The ECSHL was supposed to have gotten underway last weekend. However, while waiting on the appeal ruling by Hockey Canada, that start-up date was moved forward to Nov. 8. Given what is happening, even that new date has to be seen as tentative.

Not only will senior hockey in the eastern part of the province will be affected by what happens this week, it will have ramifications right across Newfoundland.

The defending Herder champion Grand Falls-Windsor and Gander Flyers make up what is officially the Central West Senior Hockey League (CWSHL), but since a two-team league is not feasible, they depended on interlocking games with ECSHL clubs to fill out their schedules last season.

There has been some suggestion Clarenville, which had been a member of the Central-West before joining the ECSHL a year ago, could return to join Grand Falls-Windsor and Gander in a three-team partnership in the event the East Coast league did not play. However, Caribous general manager Ivan Hapgood recently told The Telegram his team has no interest in revisiting such an arrangement because the Cataracts and Flyers are operating under financial models (ie. paid players) different than than the one Caribous have since adopted.
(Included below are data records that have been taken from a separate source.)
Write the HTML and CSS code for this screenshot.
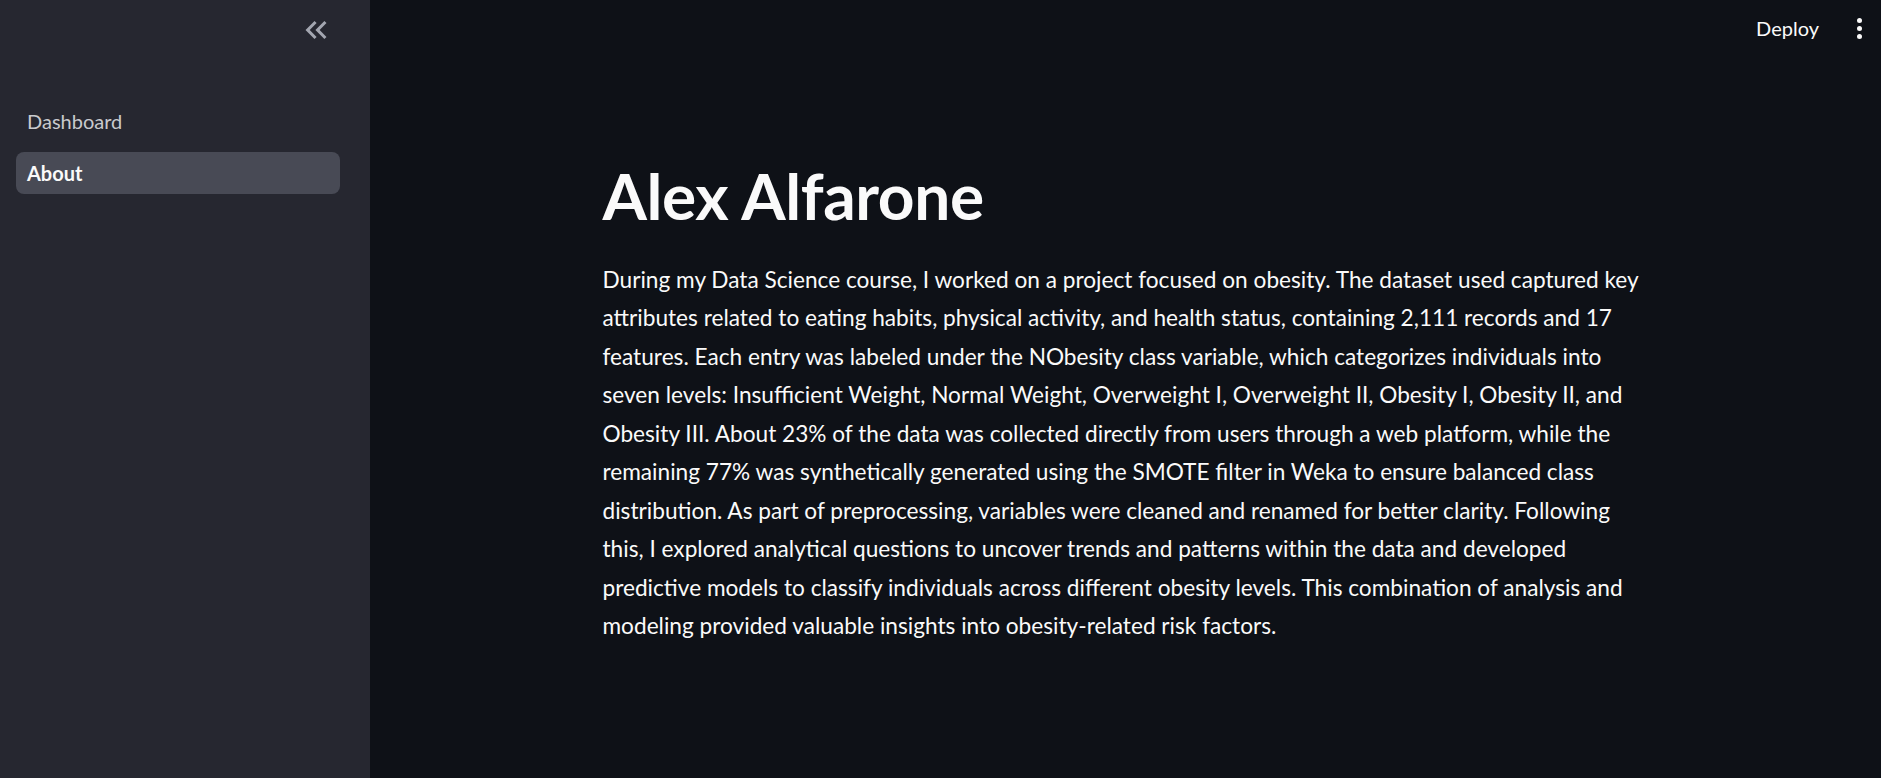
FILE: index.html
```html
<!DOCTYPE html>
<html>
<head>
<meta charset="utf-8">
<link rel="stylesheet" href="styles.css">
</head>
<body>
<aside class="sidebar">
  <div class="sidebar-top">
    <button class="collapse" aria-label="Collapse sidebar">
      <svg viewBox="0 0 24 24" width="36" height="36"><path fill="currentColor" d="M17.59 18L19 16.59 14.42 12 19 7.41 17.59 6l-6 6z M11 18l1.41-1.41L7.83 12l4.58-4.59L11 6l-6 6z"/></svg>
    </button>
  </div>
  <nav class="nav">
    <a class="nav-item">Dashboard</a>
    <a class="nav-item active">About</a>
  </nav>
</aside>
<main class="main">
  <header class="topbar">
    <span class="deploy">Deploy</span>
    <span class="kebab"><i></i><i></i><i></i></span>
  </header>
  <section class="content">
    <h1 class="title">Alex Alfarone</h1>
    <p class="bio">During my Data Science course, I worked on a project focused on obesity. The dataset used captured key<br>attributes related to eating habits, physical activity, and health status, containing 2,111 records and 17<br>features. Each entry was labeled under the NObesity class variable, which categorizes individuals into<br>seven levels: Insufficient Weight, Normal Weight, Overweight I, Overweight II, Obesity I, Obesity II, and<br>Obesity III. About 23% of the data was collected directly from users through a web platform, while the<br>remaining 77% was synthetically generated using the SMOTE filter in Weka to ensure balanced class<br>distribution. As part of preprocessing, variables were cleaned and renamed for better clarity. Following<br>this, I explored analytical questions to uncover trends and patterns within the data and developed<br>predictive models to classify individuals across different obesity levels. This combination of analysis and<br>modeling provided valuable insights into obesity-related risk factors.</p>
  </section>
</main>
</body>
</html>
```
FILE: styles.css
```css
* { box-sizing: border-box; }
html, body { margin: 0; height: 100%; }
body {
  display: flex;
  font-family: Lato, "Noto Sans", sans-serif;
  color: #fafafa;
  background: #0e1117;
  overflow: hidden;
}
.sidebar {
  width: 370px;
  flex: none;
  background: #262730;
  display: flex;
  flex-direction: column;
  padding: 0 30px 0 16px;
}
.sidebar-top {
  height: 100px;
  display: flex;
  justify-content: flex-end;
  align-items: flex-start;
  padding-top: 12px;
}
.collapse {
  background: none;
  border: 0;
  padding: 0;
  margin-right: 6px;
  color: #a3a6b0;
  width: 36px;
  height: 36px;
  display: flex;
}
.nav { display: flex; flex-direction: column; gap: 10px; }
.nav-item {
  height: 42px;
  display: flex;
  align-items: center;
  padding: 0 11px;
  border-radius: 8px;
  font-size: 20px;
  color: #c9cacd;
}
.nav-item.active {
  background: #484a55;
  color: #fafafa;
  font-weight: 700;
}
.main {
  flex: 1;
  display: flex;
  flex-direction: column;
}
.topbar {
  height: 56px;
  display: flex;
  justify-content: flex-end;
  align-items: center;
  padding-right: 19px;
  gap: 38px;
}
.deploy { font-size: 20px; color: #fafafa; }
.kebab { display: flex; flex-direction: column; gap: 3px; }
.kebab i { width: 5px; height: 5px; border-radius: 50%; background: #fafafa; display: block; }
.content {
  width: 1046px;
  margin: 0 auto;
  padding-top: 102px;
}
.title {
  margin: 0 0 26px;
  font-size: 64px;
  font-weight: 700;
  line-height: 1.2;
  letter-spacing: -0.4px;
}
.bio {
  margin: 0;
  font-size: 22.65px;
  line-height: 38.5px;
  white-space: nowrap;
}
```
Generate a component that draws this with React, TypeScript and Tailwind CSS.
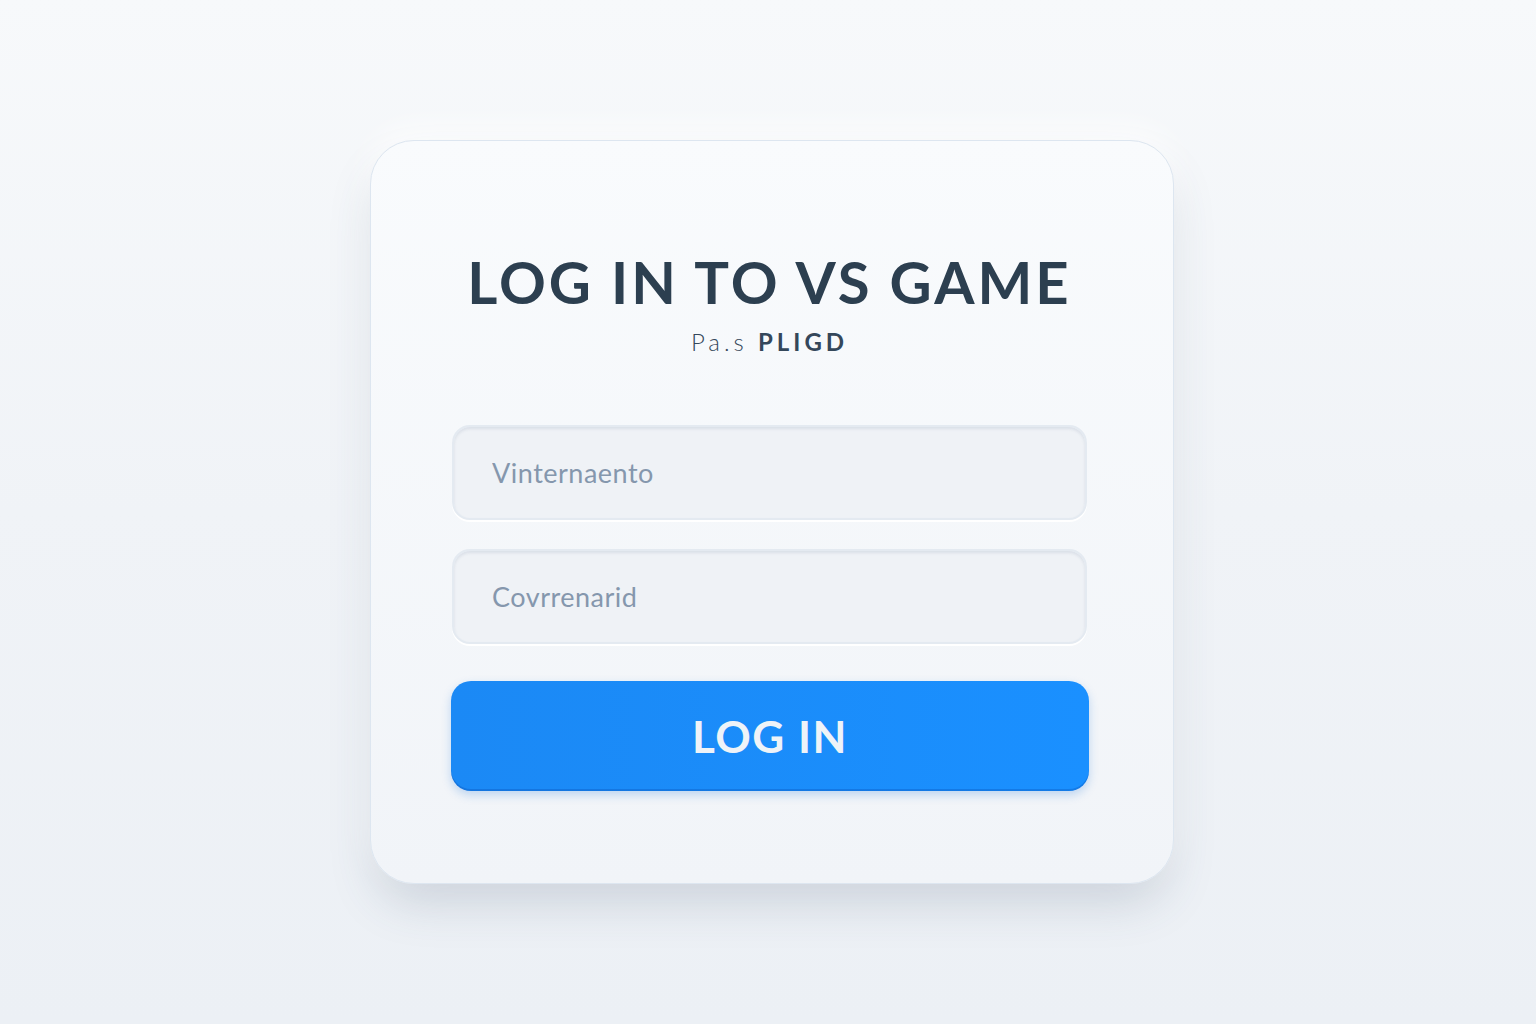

That might mean the Cataracts and Flyers will be looking west instead of east. The West Coast Senior Hockey League, with three teams in its fold — the Corner Brook Royals, Deer Lake Red Wings and Port aux Basques Mariners — is set to begin play Nov. 22. The league was rated as a senior B circuit last season, and as such did not compete for the Herder. However, earlier this week, a league spokesman told The SaltWire Network the idea of the WCSHL being part of Herder playdowns was something that is being discussed.